Dengan demikian makna dari melawan gravitasi dalam kegiatan panjat tebing ini merupakan sebuah simbol dari perlawanan terhadap kemapanan, suatu tantangan terhadap batas-batas kemampuan fisik dan mental, juga merupakan penekanan keteguhan mengenai argument manusia tidak terlahir dengan makna, namun ia menciptakan makna tersebut secara nyata.

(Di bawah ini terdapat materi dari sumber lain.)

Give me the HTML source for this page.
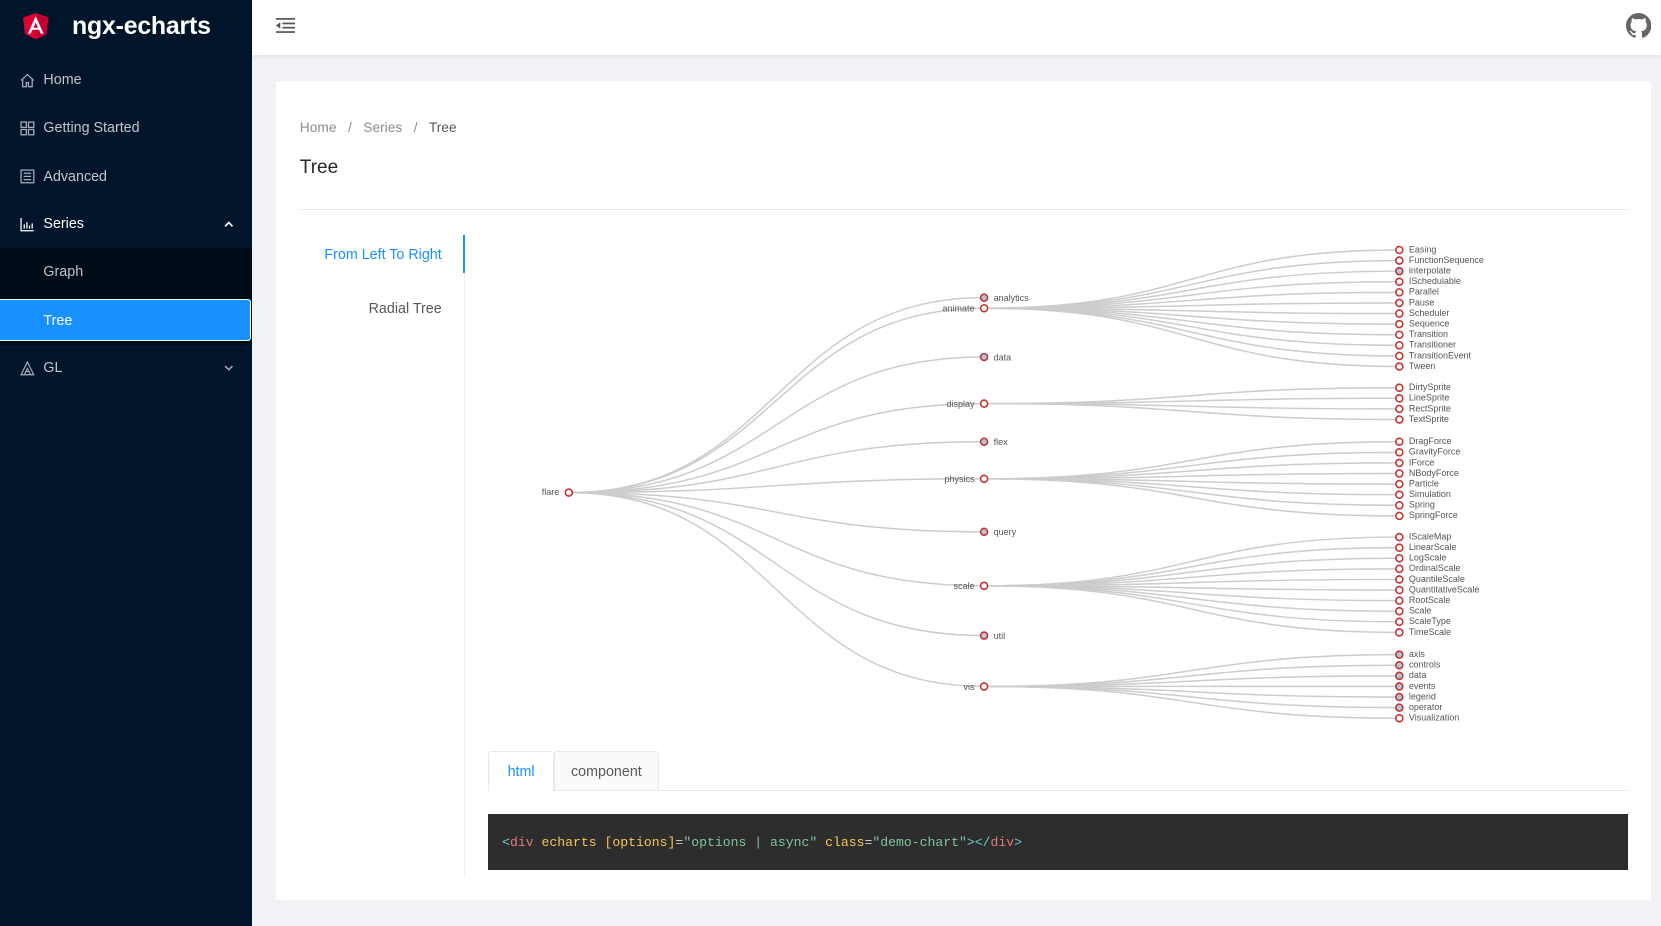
<!DOCTYPE html>
<html><head><meta charset="utf-8"><style>
html,body{margin:0;padding:0;overflow:hidden}
body{zoom:1.0593;width:1568px;height:874px;background:#f0f2f5;font-family:"Liberation Sans",sans-serif;position:relative}
.side{position:absolute;left:0;top:0;width:238px;height:874px;background:#001529}
.logo{position:absolute;left:22px;top:12px}
.brand{position:absolute;left:68px;top:11px;color:#fff;font-size:23.5px;font-weight:bold;letter-spacing:-0.2px}
.mi{position:absolute;left:0;width:238px;height:44px;color:rgba(255,255,255,.75);font-size:13.5px;line-height:46px}
.mi span{position:absolute;left:41px}
.mi svg{position:absolute;left:19px;top:16px}
.sub{position:absolute;left:0;top:234px;width:238px;height:92px;background:#000c17}
.sel{position:absolute;left:0;top:282px;width:236px;height:38px;background:#1890ff;border:1px solid #fff;border-left:none;border-radius:0 3px 3px 0;color:#fff;font-size:13.5px;line-height:40px}
.head{position:absolute;left:238px;top:0;right:0;height:52px;background:#fff;box-shadow:0 1px 4px rgba(0,21,41,.08)}
.card{position:absolute;left:261px;top:76px;width:1298px;height:774px;background:#fff}
.bc{position:absolute;left:22px;top:37px;font-size:13px;color:#8c8c8c}
.bc b{font-weight:normal;color:#595959}
.title{position:absolute;left:22px;top:72px;font-size:18px;color:#262626}
.hr{position:absolute;left:22px;right:22px;top:121px;height:1px;background:#e8e8e8}
.vl{position:absolute;left:177px;top:146px;width:1px;height:606px;background:#f0f0f0}
.va{position:absolute;left:176px;top:146px;width:2px;height:36px;background:#1890ff}
.t1{position:absolute;right:1142px;top:157px;font-size:13.5px;color:#1890ff}
.t2{position:absolute;right:1142px;top:208px;font-size:13.5px;color:#595959}
.tabs{position:absolute;left:200px;top:633px;width:1076px;height:37px;border-bottom:1px solid #e8e8e8}
.tab{position:absolute;top:0;height:36px;line-height:38px;font-size:13.5px;border:1px solid #e8e8e8;border-bottom:none;border-radius:3px 3px 0 0}
.code{position:absolute;left:200px;top:692px;width:1076px;height:53px;background:#2d2d2d;font-family:"Liberation Mono",monospace;font-size:12.4px;line-height:55px;color:#ccc}
.code>span{padding-left:13px}
svg text{font-family:"Liberation Sans",sans-serif;font-size:8.5px;fill:#555}
</style></head><body>
<div class="side">
<svg class="logo" width="24" height="25" viewBox="0 0 24 25"><path d="M12 0L0 4.3 1.8 20 12 25 22.2 20 24 4.3z" fill="#dd0031"/><path d="M12 0v25l10.2-5L24 4.3z" fill="#c3002f"/><path d="M12 3L4.6 19.5h2.7l1.5-3.7h6.4l1.5 3.7h2.7zM12 9l2.1 4.9H9.9z" fill="#fff"/></svg>
<div class="brand">ngx-echarts</div>
<div class="mi" style="top:53px"><svg width="14" height="14" viewBox="0 0 14 14" fill="none" stroke="#aab" stroke-width="1.2"><path d="M1 7L7 1.5 13 7M2.5 5.7V13h3.5V9h2v4h3.5V5.7"/></svg><span>Home</span></div>
<div class="mi" style="top:98px"><svg width="14" height="14" viewBox="0 0 14 14" fill="none" stroke="#aab" stroke-width="1.2"><rect x="1" y="1" width="5" height="5"/><rect x="8" y="1" width="5" height="5"/><rect x="1" y="8" width="5" height="5"/><rect x="8" y="8" width="5" height="5"/></svg><span>Getting Started</span></div>
<div class="mi" style="top:144px"><svg width="14" height="14" viewBox="0 0 14 14" fill="none" stroke="#aab" stroke-width="1.2"><rect x="1" y="1" width="12" height="12"/><path d="M3.5 4h7M3.5 7h7M3.5 10h7"/></svg><span>Advanced</span></div>
<div class="mi" style="top:189px;color:#fff"><svg width="14" height="14" viewBox="0 0 14 14" fill="none" stroke="#fff" stroke-width="1.2"><path d="M1 1v12h12M4 11V7M6.5 11V5M9 11V8M11.5 11V6"/></svg><span>Series</span><svg style="left:211px;top:20px" width="9" height="6" viewBox="0 0 9 6"><path d="M1 5l3.5-3.5L8 5" stroke="#fff" stroke-width="1.6" fill="none"/></svg></div>
<div class="sub"></div>
<div class="mi" style="top:234px"><span>Graph</span></div>
<div class="sel"><span style="position:absolute;left:41px">Tree</span></div>
<div class="mi" style="top:325px"><svg width="14" height="14" viewBox="0 0 14 14" fill="none" stroke="#aab" stroke-width="1.1"><path d="M7 1L1 13h12zM4 13l3-6 3 6M5.5 10h3"/></svg><span>GL</span><svg style="left:211px;top:20px" width="9" height="6" viewBox="0 0 9 6"><path d="M1 1l3.5 3.5L8 1" stroke="#aab" stroke-width="1.4" fill="none"/></svg></div>
</div>
<div class="head">
<svg style="position:absolute;left:23px;top:16px" width="18" height="16" viewBox="0 0 18 16" fill="#555"><rect x="0" y="1" width="18" height="1.6"/><rect x="6" y="5.3" width="12" height="1.6"/><rect x="6" y="9.3" width="12" height="1.6"/><rect x="0" y="13.4" width="18" height="1.6"/><path d="M0 8l4-3v6z"/></svg>
<svg style="position:absolute;left:1297px;top:12px" width="24" height="24" viewBox="0 0 16 16" fill="#666"><path d="M8 0C3.6 0 0 3.6 0 8c0 3.5 2.3 6.5 5.5 7.6.4.1.5-.2.5-.4v-1.4c-2.2.5-2.7-1-2.7-1-.4-.9-.9-1.2-.9-1.2-.7-.5.1-.5.1-.5.8.1 1.2.8 1.2.8.7 1.2 1.9.9 2.3.7.1-.5.3-.9.5-1.1-1.8-.2-3.600-.9-3.6-4 0-.9.3-1.6.8-2.1-.1-.2-.4-1 .1-2.1 0 0 .7-.2 2.2.8.6-.2 1.3-.3 2-.3s1.4.1 2 .3c1.5-1 2.2-.8 2.2-.8.4 1.1.2 1.9.1 2.1.5.6.8 1.3.8 2.1 0 3.1-1.9 3.8-3.6 4 .3.3.6.8.6 1.5v2.2c0 .2.1.5.6.4C13.7 14.5 16 11.5 16 8c0-4.4-3.6-8-8-8z"/></svg>
</div>
<div class="card">
<div class="bc">Home &nbsp;&nbsp;/&nbsp;&nbsp; Series &nbsp;&nbsp;/&nbsp;&nbsp; <b>Tree</b></div>
<div class="title">Tree</div>
<div class="hr"></div>
<div class="vl"></div><div class="va"></div>
<div class="t1">From Left To Right</div>
<div class="t2">Radial Tree</div>
<div class="tabs">
<div class="tab" style="left:0;width:60px;text-align:center;color:#1890ff;background:#fff;height:37px">html</div>
<div class="tab" style="left:62px;width:97px;text-align:center;color:#595959;background:#fafafa">component</div>
</div>
<div class="code"><span><span style="color:#67cdcc">&lt;</span><span style="color:#e2777a">div</span> <span style="color:#f8c555">echarts [options]</span>=<span style="color:#7ec699">"options | async"</span> <span style="color:#f8c555">class</span>=<span style="color:#7ec699">"demo-chart"</span><span style="color:#67cdcc">&gt;&lt;/</span><span style="color:#e2777a">div</span><span style="color:#67cdcc">&gt;</span></span></div>
</div>
<svg style="position:absolute;left:0;top:0" width="1568" height="874" viewBox="0 0 1568 874">
<g fill="none" stroke="#ccc" stroke-width="1.4">
<path d="M537 465C733 465 733 281 929 281"/><path d="M537 465C733 465 733 291 929 291"/><path d="M537 465C733 465 733 337 929 337"/><path d="M537 465C733 465 733 381 929 381"/><path d="M537 465C733 465 733 417 929 417"/><path d="M537 465C733 465 733 452 929 452"/><path d="M537 465C733 465 733 502 929 502"/><path d="M537 465C733 465 733 553 929 553"/><path d="M537 465C733 465 733 600 929 600"/><path d="M537 465C733 465 733 648 929 648"/>
<path d="M929 291C1125 291 1125 236 1321 236"/><path d="M929 291C1125 291 1125 246 1321 246"/><path d="M929 291C1125 291 1125 256 1321 256"/><path d="M929 291C1125 291 1125 266 1321 266"/><path d="M929 291C1125 291 1125 276 1321 276"/><path d="M929 291C1125 291 1125 286 1321 286"/><path d="M929 291C1125 291 1125 296 1321 296"/><path d="M929 291C1125 291 1125 306 1321 306"/><path d="M929 291C1125 291 1125 316 1321 316"/><path d="M929 291C1125 291 1125 326 1321 326"/><path d="M929 291C1125 291 1125 336 1321 336"/><path d="M929 291C1125 291 1125 346 1321 346"/>
<path d="M929 381C1125 381 1125 366 1321 366"/><path d="M929 381C1125 381 1125 376 1321 376"/><path d="M929 381C1125 381 1125 386 1321 386"/><path d="M929 381C1125 381 1125 396 1321 396"/>
<path d="M929 452C1125 452 1125 417 1321 417"/><path d="M929 452C1125 452 1125 427 1321 427"/><path d="M929 452C1125 452 1125 437 1321 437"/><path d="M929 452C1125 452 1125 447 1321 447"/><path d="M929 452C1125 452 1125 457 1321 457"/><path d="M929 452C1125 452 1125 467 1321 467"/><path d="M929 452C1125 452 1125 477 1321 477"/><path d="M929 452C1125 452 1125 487 1321 487"/>
<path d="M929 553C1125 553 1125 507 1321 507"/><path d="M929 553C1125 553 1125 517 1321 517"/><path d="M929 553C1125 553 1125 527 1321 527"/><path d="M929 553C1125 553 1125 537 1321 537"/><path d="M929 553C1125 553 1125 547 1321 547"/><path d="M929 553C1125 553 1125 557 1321 557"/><path d="M929 553C1125 553 1125 567 1321 567"/><path d="M929 553C1125 553 1125 577 1321 577"/><path d="M929 553C1125 553 1125 587 1321 587"/><path d="M929 553C1125 553 1125 597 1321 597"/>
<path d="M929 648C1125 648 1125 618 1321 618"/><path d="M929 648C1125 648 1125 628 1321 628"/><path d="M929 648C1125 648 1125 638 1321 638"/><path d="M929 648C1125 648 1125 648 1321 648"/><path d="M929 648C1125 648 1125 658 1321 658"/><path d="M929 648C1125 648 1125 668 1321 668"/><path d="M929 648C1125 648 1125 678 1321 678"/>
</g>
<g stroke="#c23531" stroke-width="1.5" fill="#fff">
<circle cx="537" cy="465" r="3.3"/>
<circle cx="929" cy="291" r="3.3"/><circle cx="929" cy="381" r="3.3"/><circle cx="929" cy="452" r="3.3"/><circle cx="929" cy="553" r="3.3"/><circle cx="929" cy="648" r="3.3"/>
<g fill="#b0c4de"><circle cx="929" cy="281" r="3.3"/><circle cx="929" cy="337" r="3.3"/><circle cx="929" cy="417" r="3.3"/><circle cx="929" cy="502" r="3.3"/><circle cx="929" cy="600" r="3.3"/>
<circle cx="1321" cy="256" r="3.3"/><circle cx="1321" cy="618" r="3.3"/><circle cx="1321" cy="628" r="3.3"/><circle cx="1321" cy="638" r="3.3"/><circle cx="1321" cy="648" r="3.3"/><circle cx="1321" cy="658" r="3.3"/><circle cx="1321" cy="668" r="3.3"/></g>
<circle cx="1321" cy="236" r="3.3"/><circle cx="1321" cy="246" r="3.3"/><circle cx="1321" cy="266" r="3.3"/><circle cx="1321" cy="276" r="3.3"/><circle cx="1321" cy="286" r="3.3"/><circle cx="1321" cy="296" r="3.3"/><circle cx="1321" cy="306" r="3.3"/><circle cx="1321" cy="316" r="3.3"/><circle cx="1321" cy="326" r="3.3"/><circle cx="1321" cy="336" r="3.3"/><circle cx="1321" cy="346" r="3.3"/>
<circle cx="1321" cy="366" r="3.3"/><circle cx="1321" cy="376" r="3.3"/><circle cx="1321" cy="386" r="3.3"/><circle cx="1321" cy="396" r="3.3"/>
<circle cx="1321" cy="417" r="3.3"/><circle cx="1321" cy="427" r="3.3"/><circle cx="1321" cy="437" r="3.3"/><circle cx="1321" cy="447" r="3.3"/><circle cx="1321" cy="457" r="3.3"/><circle cx="1321" cy="467" r="3.3"/><circle cx="1321" cy="477" r="3.3"/><circle cx="1321" cy="487" r="3.3"/>
<circle cx="1321" cy="507" r="3.3"/><circle cx="1321" cy="517" r="3.3"/><circle cx="1321" cy="527" r="3.3"/><circle cx="1321" cy="537" r="3.3"/><circle cx="1321" cy="547" r="3.3"/><circle cx="1321" cy="557" r="3.3"/><circle cx="1321" cy="567" r="3.3"/><circle cx="1321" cy="577" r="3.3"/><circle cx="1321" cy="587" r="3.3"/><circle cx="1321" cy="597" r="3.3"/>
<circle cx="1321" cy="678" r="3.3"/>
</g>
<g dominant-baseline="middle">
<g text-anchor="end"><text x="528" y="465">flare</text><text x="920" y="292">animate</text><text x="920" y="382">display</text><text x="920" y="453">physics</text><text x="920" y="554">scale</text><text x="920" y="649">vis</text></g>
<text x="938" y="282">analytics</text><text x="938" y="338">data</text><text x="938" y="418">flex</text><text x="938" y="503">query</text><text x="938" y="601">util</text>
<g transform="translate(1330 0)">
<text y="236">Easing</text><text y="246">FunctionSequence</text><text y="256">interpolate</text><text y="266">ISchedulable</text><text y="276">Parallel</text><text y="286">Pause</text><text y="296">Scheduler</text><text y="306">Sequence</text><text y="316">Transition</text><text y="326">Transitioner</text><text y="336">TransitionEvent</text><text y="346">Tween</text>
<text y="366">DirtySprite</text><text y="376">LineSprite</text><text y="386">RectSprite</text><text y="396">TextSprite</text>
<text y="417">DragForce</text><text y="427">GravityForce</text><text y="437">IForce</text><text y="447">NBodyForce</text><text y="457">Particle</text><text y="467">Simulation</text><text y="477">Spring</text><text y="487">SpringForce</text>
<text y="507">IScaleMap</text><text y="517">LinearScale</text><text y="527">LogScale</text><text y="537">OrdinalScale</text><text y="547">QuantileScale</text><text y="557">QuantitativeScale</text><text y="567">RootScale</text><text y="577">Scale</text><text y="587">ScaleType</text><text y="597">TimeScale</text>
<text y="618">axis</text><text y="628">controls</text><text y="638">data</text><text y="648">events</text><text y="658">legend</text><text y="668">operator</text><text y="678">Visualization</text>
</g></g>
</svg>
</body></html>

Mencari Arti: Panjat Tebing sebagai Meditasi Tubuh dan Jiwa
       Tidak hanya menjadi bagian dari perlawanan terhadap batas-batas kemampuan diri, panjat tebing ini juga membukakan ruang perenungan yang dalam. Setiap hal yang dilakukan pemanjat baik gerakan, hembusan nafas, dan juga konsentrasi terhadap medan terjal menjadikan kegiatan panjat tebing ini sebagai bentuk meditasi antara fisik dan mental. Dalam pandangan filsafat timur, keseimbangan antara tubuh dan pikiran sering kali dipandang sebagai satu kesatuan yang utuh. Dalam pengaplikasiannya terhadap kegiatan panjat tebing ini, pemanjat mengalami penyatuan 2 hal tersebut secara langsung dimana tubuh bergerak beriringan dengan kesadaran, pikiran harus tetap jernih agar terfokuskan pada pijakan dan rintangan yang dihadapi.